DATASET EXTRACT —
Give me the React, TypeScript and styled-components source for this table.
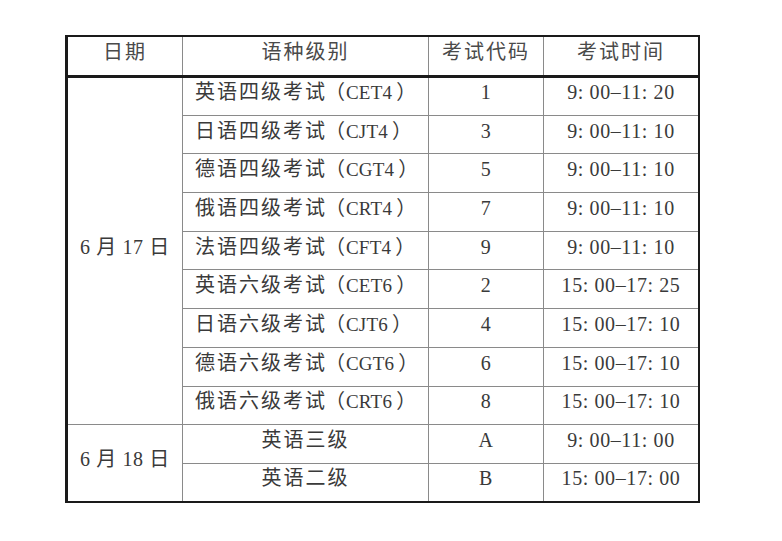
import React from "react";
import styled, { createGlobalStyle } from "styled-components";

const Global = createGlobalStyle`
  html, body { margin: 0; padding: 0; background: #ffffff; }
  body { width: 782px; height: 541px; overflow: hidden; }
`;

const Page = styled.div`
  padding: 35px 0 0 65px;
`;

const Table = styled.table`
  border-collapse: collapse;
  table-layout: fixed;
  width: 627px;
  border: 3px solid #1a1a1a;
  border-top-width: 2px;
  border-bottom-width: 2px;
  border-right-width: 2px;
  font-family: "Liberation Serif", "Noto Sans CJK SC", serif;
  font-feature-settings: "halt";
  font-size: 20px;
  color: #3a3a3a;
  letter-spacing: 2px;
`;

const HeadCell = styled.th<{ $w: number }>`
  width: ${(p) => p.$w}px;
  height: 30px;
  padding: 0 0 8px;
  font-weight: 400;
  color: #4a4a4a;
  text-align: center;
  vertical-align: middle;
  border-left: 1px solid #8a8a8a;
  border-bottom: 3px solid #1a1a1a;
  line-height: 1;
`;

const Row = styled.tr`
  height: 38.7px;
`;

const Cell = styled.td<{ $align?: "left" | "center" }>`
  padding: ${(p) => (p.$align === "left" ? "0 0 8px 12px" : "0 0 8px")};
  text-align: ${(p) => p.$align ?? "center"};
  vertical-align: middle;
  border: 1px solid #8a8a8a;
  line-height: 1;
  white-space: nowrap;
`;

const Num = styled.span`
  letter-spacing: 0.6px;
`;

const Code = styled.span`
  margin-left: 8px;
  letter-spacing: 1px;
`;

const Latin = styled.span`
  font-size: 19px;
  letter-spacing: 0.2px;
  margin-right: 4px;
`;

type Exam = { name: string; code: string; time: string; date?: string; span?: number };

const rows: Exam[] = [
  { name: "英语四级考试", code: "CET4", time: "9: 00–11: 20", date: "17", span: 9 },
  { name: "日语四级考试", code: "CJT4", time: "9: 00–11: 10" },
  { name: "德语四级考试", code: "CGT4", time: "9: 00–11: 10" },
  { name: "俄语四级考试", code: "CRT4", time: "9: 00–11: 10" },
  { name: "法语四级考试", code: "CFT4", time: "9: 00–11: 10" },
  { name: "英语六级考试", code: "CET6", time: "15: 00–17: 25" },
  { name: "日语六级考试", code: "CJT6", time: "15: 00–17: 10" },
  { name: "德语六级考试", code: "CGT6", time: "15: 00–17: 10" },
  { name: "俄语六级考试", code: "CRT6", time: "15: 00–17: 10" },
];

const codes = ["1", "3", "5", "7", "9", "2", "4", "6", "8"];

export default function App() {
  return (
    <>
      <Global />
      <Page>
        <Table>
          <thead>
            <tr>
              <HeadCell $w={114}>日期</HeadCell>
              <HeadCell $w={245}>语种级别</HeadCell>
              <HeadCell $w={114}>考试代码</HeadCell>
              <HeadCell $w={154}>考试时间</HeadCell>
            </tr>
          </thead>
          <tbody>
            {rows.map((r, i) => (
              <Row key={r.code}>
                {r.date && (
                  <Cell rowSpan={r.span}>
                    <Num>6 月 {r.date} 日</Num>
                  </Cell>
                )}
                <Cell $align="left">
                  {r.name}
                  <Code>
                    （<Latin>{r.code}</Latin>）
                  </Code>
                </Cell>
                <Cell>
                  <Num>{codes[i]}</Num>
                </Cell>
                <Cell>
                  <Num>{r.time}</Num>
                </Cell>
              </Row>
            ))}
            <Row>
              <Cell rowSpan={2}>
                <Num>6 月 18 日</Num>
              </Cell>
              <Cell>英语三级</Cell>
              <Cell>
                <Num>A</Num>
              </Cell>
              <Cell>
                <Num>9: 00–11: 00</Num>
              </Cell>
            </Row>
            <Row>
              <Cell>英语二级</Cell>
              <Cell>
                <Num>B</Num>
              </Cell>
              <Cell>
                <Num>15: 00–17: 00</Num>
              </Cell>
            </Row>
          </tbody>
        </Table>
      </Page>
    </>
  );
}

WHAT IS NEEDED — Set the pictures aside and transcribe the data above exactly.

SOLUTION BELOW —
Give me the React, TypeScript and styled-components source for this table.
import React from "react";
import styled, { createGlobalStyle } from "styled-components";

const Global = createGlobalStyle`
  html, body { margin: 0; padding: 0; background: #ffffff; }
  body { width: 782px; height: 541px; overflow: hidden; }
`;

const Page = styled.div`
  padding: 35px 0 0 65px;
`;

const Table = styled.table`
  border-collapse: collapse;
  table-layout: fixed;
  width: 627px;
  border: 3px solid #1a1a1a;
  border-top-width: 2px;
  border-bottom-width: 2px;
  border-right-width: 2px;
  font-family: "Liberation Serif", "Noto Sans CJK SC", serif;
  font-feature-settings: "halt";
  font-size: 20px;
  color: #3a3a3a;
  letter-spacing: 2px;
`;

const HeadCell = styled.th<{ $w: number }>`
  width: ${(p) => p.$w}px;
  height: 30px;
  padding: 0 0 8px;
  font-weight: 400;
  color: #4a4a4a;
  text-align: center;
  vertical-align: middle;
  border-left: 1px solid #8a8a8a;
  border-bottom: 3px solid #1a1a1a;
  line-height: 1;
`;

const Row = styled.tr`
  height: 38.7px;
`;

const Cell = styled.td<{ $align?: "left" | "center" }>`
  padding: ${(p) => (p.$align === "left" ? "0 0 8px 12px" : "0 0 8px")};
  text-align: ${(p) => p.$align ?? "center"};
  vertical-align: middle;
  border: 1px solid #8a8a8a;
  line-height: 1;
  white-space: nowrap;
`;

const Num = styled.span`
  letter-spacing: 0.6px;
`;

const Code = styled.span`
  margin-left: 8px;
  letter-spacing: 1px;
`;

const Latin = styled.span`
  font-size: 19px;
  letter-spacing: 0.2px;
  margin-right: 4px;
`;

type Exam = { name: string; code: string; time: string; date?: string; span?: number };

const rows: Exam[] = [
  { name: "英语四级考试", code: "CET4", time: "9: 00–11: 20", date: "17", span: 9 },
  { name: "日语四级考试", code: "CJT4", time: "9: 00–11: 10" },
  { name: "德语四级考试", code: "CGT4", time: "9: 00–11: 10" },
  { name: "俄语四级考试", code: "CRT4", time: "9: 00–11: 10" },
  { name: "法语四级考试", code: "CFT4", time: "9: 00–11: 10" },
  { name: "英语六级考试", code: "CET6", time: "15: 00–17: 25" },
  { name: "日语六级考试", code: "CJT6", time: "15: 00–17: 10" },
  { name: "德语六级考试", code: "CGT6", time: "15: 00–17: 10" },
  { name: "俄语六级考试", code: "CRT6", time: "15: 00–17: 10" },
];

const codes = ["1", "3", "5", "7", "9", "2", "4", "6", "8"];

export default function App() {
  return (
    <>
      <Global />
      <Page>
        <Table>
          <thead>
            <tr>
              <HeadCell $w={114}>日期</HeadCell>
              <HeadCell $w={245}>语种级别</HeadCell>
              <HeadCell $w={114}>考试代码</HeadCell>
              <HeadCell $w={154}>考试时间</HeadCell>
            </tr>
          </thead>
          <tbody>
            {rows.map((r, i) => (
              <Row key={r.code}>
                {r.date && (
                  <Cell rowSpan={r.span}>
                    <Num>6 月 {r.date} 日</Num>
                  </Cell>
                )}
                <Cell $align="left">
                  {r.name}
                  <Code>
                    （<Latin>{r.code}</Latin>）
                  </Code>
                </Cell>
                <Cell>
                  <Num>{codes[i]}</Num>
                </Cell>
                <Cell>
                  <Num>{r.time}</Num>
                </Cell>
              </Row>
            ))}
            <Row>
              <Cell rowSpan={2}>
                <Num>6 月 18 日</Num>
              </Cell>
              <Cell>英语三级</Cell>
              <Cell>
                <Num>A</Num>
              </Cell>
              <Cell>
                <Num>9: 00–11: 00</Num>
              </Cell>
            </Row>
            <Row>
              <Cell>英语二级</Cell>
              <Cell>
                <Num>B</Num>
              </Cell>
              <Cell>
                <Num>15: 00–17: 00</Num>
              </Cell>
            </Row>
          </tbody>
        </Table>
      </Page>
    </>
  );
}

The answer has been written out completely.